Do portal vendors and direct retrieval services compete with each other?
Not necessarily. In a well-designed workflow, they serve different file types and can coexist as complementary partners. Direct retrieval services often route standard files back through portals when that is the most efficient path, and portal vendors benefit when their platform limitations are handled by a specialist rather than creating client frustration. The goal is a partner-friendly ecosystem where each channel does what it does best.
Key Takeaways
The hybrid model is not about replacing portals. It is about building a workflow where every file type gets the right capability at the right time.
- Portals and direct retrieval are complementary, not competing. Portals excel at standardization and scale. Direct retrieval excels at complexity and urgency.
- Route by file characteristics, not habit. Make the channel decision at intake based on timeline, association familiarity, complexity, and portal readiness.

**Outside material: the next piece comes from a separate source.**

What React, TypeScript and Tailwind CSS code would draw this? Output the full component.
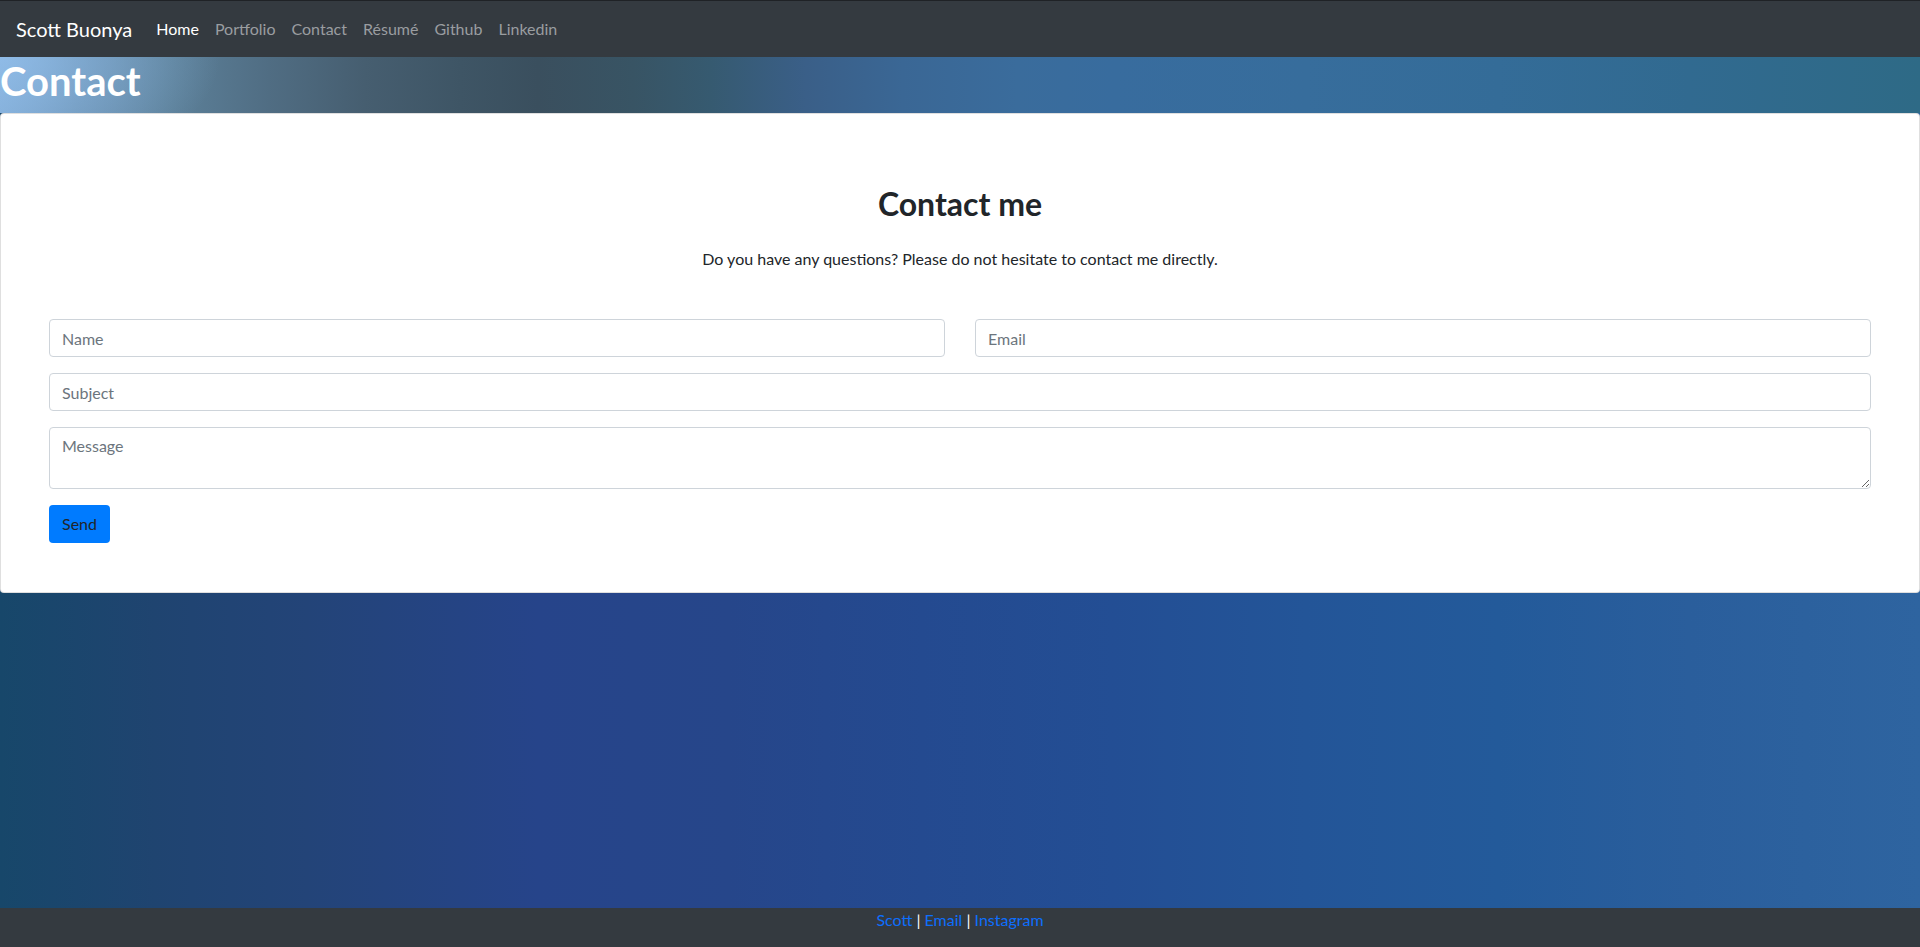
import React from "react";

const NAV_LINKS = ["Home", "Portfolio", "Contact", "Résumé", "Github", "Linkedin"];

function Navbar() {
  return (
    <nav className="h-[57px] border-t border-[#1f2226] bg-[#343a40] px-4 flex items-center">
      <span className="text-[20px] leading-[30px] text-white mr-4">Scott Buonya</span>
      <ul className="flex items-center">
        {NAV_LINKS.map((l, i) => (
          <li key={l}>
            <a
              href="#"
              className={
                i === 0
                  ? "px-2 py-2 text-base text-white"
                  : "px-2 py-2 text-base text-[#9a9da0] hover:text-white"
              }
            >
              {l}
            </a>
          </li>
        ))}
      </ul>
    </nav>
  );
}

function ContactForm() {
  const field =
    "w-full h-[38px] px-3 border border-[#ced4da] rounded text-base text-[#495057] placeholder:text-[#6c757d] bg-white outline-none";
  return (
    <div className="bg-white border border-[rgba(0,0,0,0.125)] rounded px-[48px] pt-[71px] pb-[49px]">
      <h2 className="text-[32px] leading-[38px] font-bold text-[#212529] text-center">Contact me</h2>
      <p className="mt-6 text-base leading-6 text-[#212529] text-center">
        Do you have any questions? Please do not hesitate to contact me directly.
      </p>
      <form className="mt-12" onSubmit={(e) => e.preventDefault()}>
        <div className="grid grid-cols-2 gap-x-[30px] mb-4">
          <input type="text" placeholder="Name" className={field} />
          <input type="email" placeholder="Email" className={field} />
        </div>
        <div className="mb-4">
          <input type="text" placeholder="Subject" className={field} />
        </div>
        <div className="mb-4">
          <textarea
            rows={2}
            placeholder="Message"
            className="block w-full h-[62px] px-3 py-[6px] leading-6 border border-[#ced4da] rounded text-base text-[#495057] placeholder:text-[#6c757d] outline-none"
          />
        </div>
        <button
          type="submit"
          className="h-[38px] w-[61px] rounded bg-[#007bff] text-base text-[#212529]"
        >
          Send
        </button>
      </form>
    </div>
  );
}

export default function App() {
  return (
    <div className="min-h-screen flex flex-col font-['Lato',sans-serif] bg-[linear-gradient(90deg,#17476a_0%,#1f4470_8%,#234478_16%,#26448a_28%,#26468a_38%,#244a90_48%,#234e94_58%,#235598_68%,#235a9a_78%,#2a5e9c_88%,#2e64a0_100%)]">
      <Navbar />
      <div className="bg-[radial-gradient(ellipse_220px_120px_at_0_0,rgba(150,195,240,0.7),rgba(150,195,240,0)),linear-gradient(90deg,#7fa9d2_0%,#6b92b4_4%,#5c8099_9%,#506d83_14%,#465e70_19%,#3e5565_24%,#3a4f5e_28%,#385464_33%,#365a70_37%,#3a5f88_42%,#3a6795_47%,#3a6c9c_53%,#386c9e_58%,#376d9c_68%,#346c98_78%,#316a90_88%,#2e6a86_100%)]">
        <h1 className="text-[40px] leading-[48px] font-bold text-white pb-2">Contact</h1>
      </div>
      <ContactForm />
      <div className="flex-1" />
      <footer className="h-[39px] bg-[#343a40] text-center text-base leading-6 text-white">
        <a href="#" className="text-[#0d6efd]">Scott</a> | <a href="#" className="text-[#0d6efd]">Email</a> |{" "}
        <a href="#" className="text-[#0d6efd]">Instagram</a>
      </footer>
    </div>
  );
}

- 20% to 35% of files are exceptions. These are the files that stall in portals and drive rush fees. Routing them to direct retrieval early saves both time and money.
- Cost optimization comes from channel fit. The cheapest path for a standard file is the portal. The cheapest path for an exception is direct retrieval. Using the wrong channel is where costs explode.
- Risk drops when complexity meets human judgment. Direct retrieval specialists catch omissions, negotiate with unresponsive contacts, and navigate multi-association complexity that platforms cannot.
- Build an overflow strategy before you need it. Maintain an active direct retrieval relationship, define overflow triggers, and document the handoff protocol so your team is never caught without a backup channel.
The title companies that close most predictably are not the ones with the best portal or the best retrieval service. They are the ones that know exactly when to use each.